● To do:
Without including the pictures, copy out every line below.

______________________________

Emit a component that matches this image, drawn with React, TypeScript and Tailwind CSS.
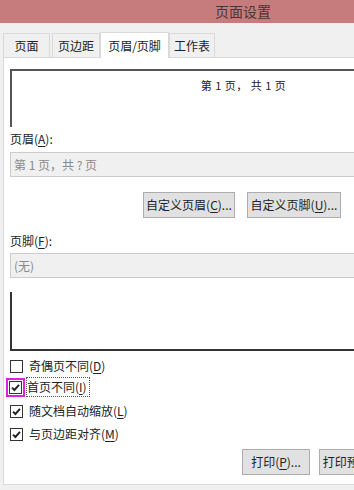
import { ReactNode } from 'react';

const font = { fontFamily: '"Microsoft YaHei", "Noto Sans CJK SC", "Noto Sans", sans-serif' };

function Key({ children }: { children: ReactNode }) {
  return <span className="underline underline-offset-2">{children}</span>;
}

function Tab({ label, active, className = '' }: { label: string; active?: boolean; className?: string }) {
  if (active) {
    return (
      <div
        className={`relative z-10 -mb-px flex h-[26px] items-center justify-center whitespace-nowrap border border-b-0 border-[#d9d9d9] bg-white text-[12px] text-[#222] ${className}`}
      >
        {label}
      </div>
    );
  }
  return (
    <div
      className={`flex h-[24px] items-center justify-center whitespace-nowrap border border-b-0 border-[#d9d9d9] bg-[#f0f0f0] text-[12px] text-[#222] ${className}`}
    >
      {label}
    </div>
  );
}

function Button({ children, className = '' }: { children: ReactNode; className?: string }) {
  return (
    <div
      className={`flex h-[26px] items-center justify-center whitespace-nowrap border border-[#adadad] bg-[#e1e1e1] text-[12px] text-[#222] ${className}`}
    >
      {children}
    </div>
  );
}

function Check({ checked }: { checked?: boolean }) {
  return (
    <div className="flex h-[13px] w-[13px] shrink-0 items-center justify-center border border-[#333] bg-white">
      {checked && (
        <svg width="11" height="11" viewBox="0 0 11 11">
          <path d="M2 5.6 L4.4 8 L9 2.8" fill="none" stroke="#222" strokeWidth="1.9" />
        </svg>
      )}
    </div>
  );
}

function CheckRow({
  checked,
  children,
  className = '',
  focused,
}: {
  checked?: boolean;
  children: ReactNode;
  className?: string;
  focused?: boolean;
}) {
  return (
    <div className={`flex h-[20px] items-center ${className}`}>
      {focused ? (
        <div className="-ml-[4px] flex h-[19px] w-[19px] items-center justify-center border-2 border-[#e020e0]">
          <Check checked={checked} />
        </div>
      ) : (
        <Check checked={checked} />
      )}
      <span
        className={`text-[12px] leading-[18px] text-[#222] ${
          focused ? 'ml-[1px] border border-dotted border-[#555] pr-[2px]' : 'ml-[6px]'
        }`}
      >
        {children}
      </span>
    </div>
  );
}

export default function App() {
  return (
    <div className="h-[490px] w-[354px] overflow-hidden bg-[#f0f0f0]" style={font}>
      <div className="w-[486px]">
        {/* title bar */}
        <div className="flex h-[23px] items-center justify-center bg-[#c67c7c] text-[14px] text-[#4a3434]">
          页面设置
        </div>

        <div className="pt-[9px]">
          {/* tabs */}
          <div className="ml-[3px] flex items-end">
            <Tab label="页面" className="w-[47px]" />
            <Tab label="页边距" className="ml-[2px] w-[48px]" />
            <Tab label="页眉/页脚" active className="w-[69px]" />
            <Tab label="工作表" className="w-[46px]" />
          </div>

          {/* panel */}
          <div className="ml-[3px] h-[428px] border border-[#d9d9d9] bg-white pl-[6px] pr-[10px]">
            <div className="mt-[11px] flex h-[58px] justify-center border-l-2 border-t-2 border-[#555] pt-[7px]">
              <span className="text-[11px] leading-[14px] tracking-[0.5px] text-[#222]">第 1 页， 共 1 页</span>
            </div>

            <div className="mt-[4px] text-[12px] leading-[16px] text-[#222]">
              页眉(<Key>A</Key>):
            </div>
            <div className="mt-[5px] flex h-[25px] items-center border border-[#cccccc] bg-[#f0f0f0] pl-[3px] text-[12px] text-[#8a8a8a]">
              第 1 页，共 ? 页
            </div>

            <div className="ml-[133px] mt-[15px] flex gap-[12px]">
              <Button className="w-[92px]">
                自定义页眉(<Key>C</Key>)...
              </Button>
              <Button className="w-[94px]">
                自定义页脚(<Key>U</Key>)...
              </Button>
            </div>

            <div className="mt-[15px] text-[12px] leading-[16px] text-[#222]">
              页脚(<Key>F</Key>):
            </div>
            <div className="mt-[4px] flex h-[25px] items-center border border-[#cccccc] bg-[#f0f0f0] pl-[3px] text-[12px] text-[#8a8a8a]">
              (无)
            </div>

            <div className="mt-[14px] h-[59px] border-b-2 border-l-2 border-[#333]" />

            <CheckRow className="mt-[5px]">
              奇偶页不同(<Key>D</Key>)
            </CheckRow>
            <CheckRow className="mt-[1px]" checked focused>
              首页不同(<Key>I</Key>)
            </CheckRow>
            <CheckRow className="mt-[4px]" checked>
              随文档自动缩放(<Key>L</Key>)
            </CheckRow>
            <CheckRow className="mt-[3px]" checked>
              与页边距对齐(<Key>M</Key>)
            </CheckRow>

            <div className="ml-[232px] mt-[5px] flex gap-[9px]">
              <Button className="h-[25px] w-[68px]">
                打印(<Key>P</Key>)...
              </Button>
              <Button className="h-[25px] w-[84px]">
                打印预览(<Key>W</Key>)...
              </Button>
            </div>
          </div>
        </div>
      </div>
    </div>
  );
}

______________________________

● Result below:
Emit a component that matches this image, drawn with React, TypeScript and Tailwind CSS.
import { ReactNode } from 'react';

const font = { fontFamily: '"Microsoft YaHei", "Noto Sans CJK SC", "Noto Sans", sans-serif' };

function Key({ children }: { children: ReactNode }) {
  return <span className="underline underline-offset-2">{children}</span>;
}

function Tab({ label, active, className = '' }: { label: string; active?: boolean; className?: string }) {
  if (active) {
    return (
      <div
        className={`relative z-10 -mb-px flex h-[26px] items-center justify-center whitespace-nowrap border border-b-0 border-[#d9d9d9] bg-white text-[12px] text-[#222] ${className}`}
      >
        {label}
      </div>
    );
  }
  return (
    <div
      className={`flex h-[24px] items-center justify-center whitespace-nowrap border border-b-0 border-[#d9d9d9] bg-[#f0f0f0] text-[12px] text-[#222] ${className}`}
    >
      {label}
    </div>
  );
}

function Button({ children, className = '' }: { children: ReactNode; className?: string }) {
  return (
    <div
      className={`flex h-[26px] items-center justify-center whitespace-nowrap border border-[#adadad] bg-[#e1e1e1] text-[12px] text-[#222] ${className}`}
    >
      {children}
    </div>
  );
}

function Check({ checked }: { checked?: boolean }) {
  return (
    <div className="flex h-[13px] w-[13px] shrink-0 items-center justify-center border border-[#333] bg-white">
      {checked && (
        <svg width="11" height="11" viewBox="0 0 11 11">
          <path d="M2 5.6 L4.4 8 L9 2.8" fill="none" stroke="#222" strokeWidth="1.9" />
        </svg>
      )}
    </div>
  );
}

function CheckRow({
  checked,
  children,
  className = '',
  focused,
}: {
  checked?: boolean;
  children: ReactNode;
  className?: string;
  focused?: boolean;
}) {
  return (
    <div className={`flex h-[20px] items-center ${className}`}>
      {focused ? (
        <div className="-ml-[4px] flex h-[19px] w-[19px] items-center justify-center border-2 border-[#e020e0]">
          <Check checked={checked} />
        </div>
      ) : (
        <Check checked={checked} />
      )}
      <span
        className={`text-[12px] leading-[18px] text-[#222] ${
          focused ? 'ml-[1px] border border-dotted border-[#555] pr-[2px]' : 'ml-[6px]'
        }`}
      >
        {children}
      </span>
    </div>
  );
}

export default function App() {
  return (
    <div className="h-[490px] w-[354px] overflow-hidden bg-[#f0f0f0]" style={font}>
      <div className="w-[486px]">
        {/* title bar */}
        <div className="flex h-[23px] items-center justify-center bg-[#c67c7c] text-[14px] text-[#4a3434]">
          页面设置
        </div>

        <div className="pt-[9px]">
          {/* tabs */}
          <div className="ml-[3px] flex items-end">
            <Tab label="页面" className="w-[47px]" />
            <Tab label="页边距" className="ml-[2px] w-[48px]" />
            <Tab label="页眉/页脚" active className="w-[69px]" />
            <Tab label="工作表" className="w-[46px]" />
          </div>

          {/* panel */}
          <div className="ml-[3px] h-[428px] border border-[#d9d9d9] bg-white pl-[6px] pr-[10px]">
            <div className="mt-[11px] flex h-[58px] justify-center border-l-2 border-t-2 border-[#555] pt-[7px]">
              <span className="text-[11px] leading-[14px] tracking-[0.5px] text-[#222]">第 1 页， 共 1 页</span>
            </div>

            <div className="mt-[4px] text-[12px] leading-[16px] text-[#222]">
              页眉(<Key>A</Key>):
            </div>
            <div className="mt-[5px] flex h-[25px] items-center border border-[#cccccc] bg-[#f0f0f0] pl-[3px] text-[12px] text-[#8a8a8a]">
              第 1 页，共 ? 页
            </div>

            <div className="ml-[133px] mt-[15px] flex gap-[12px]">
              <Button className="w-[92px]">
                自定义页眉(<Key>C</Key>)...
              </Button>
              <Button className="w-[94px]">
                自定义页脚(<Key>U</Key>)...
              </Button>
            </div>

            <div className="mt-[15px] text-[12px] leading-[16px] text-[#222]">
              页脚(<Key>F</Key>):
            </div>
            <div className="mt-[4px] flex h-[25px] items-center border border-[#cccccc] bg-[#f0f0f0] pl-[3px] text-[12px] text-[#8a8a8a]">
              (无)
            </div>

            <div className="mt-[14px] h-[59px] border-b-2 border-l-2 border-[#333]" />

            <CheckRow className="mt-[5px]">
              奇偶页不同(<Key>D</Key>)
            </CheckRow>
            <CheckRow className="mt-[1px]" checked focused>
              首页不同(<Key>I</Key>)
            </CheckRow>
            <CheckRow className="mt-[4px]" checked>
              随文档自动缩放(<Key>L</Key>)
            </CheckRow>
            <CheckRow className="mt-[3px]" checked>
              与页边距对齐(<Key>M</Key>)
            </CheckRow>

            <div className="ml-[232px] mt-[5px] flex gap-[9px]">
              <Button className="h-[25px] w-[68px]">
                打印(<Key>P</Key>)...
              </Button>
              <Button className="h-[25px] w-[84px]">
                打印预览(<Key>W</Key>)...
              </Button>
            </div>
          </div>
        </div>
      </div>
    </div>
  );
}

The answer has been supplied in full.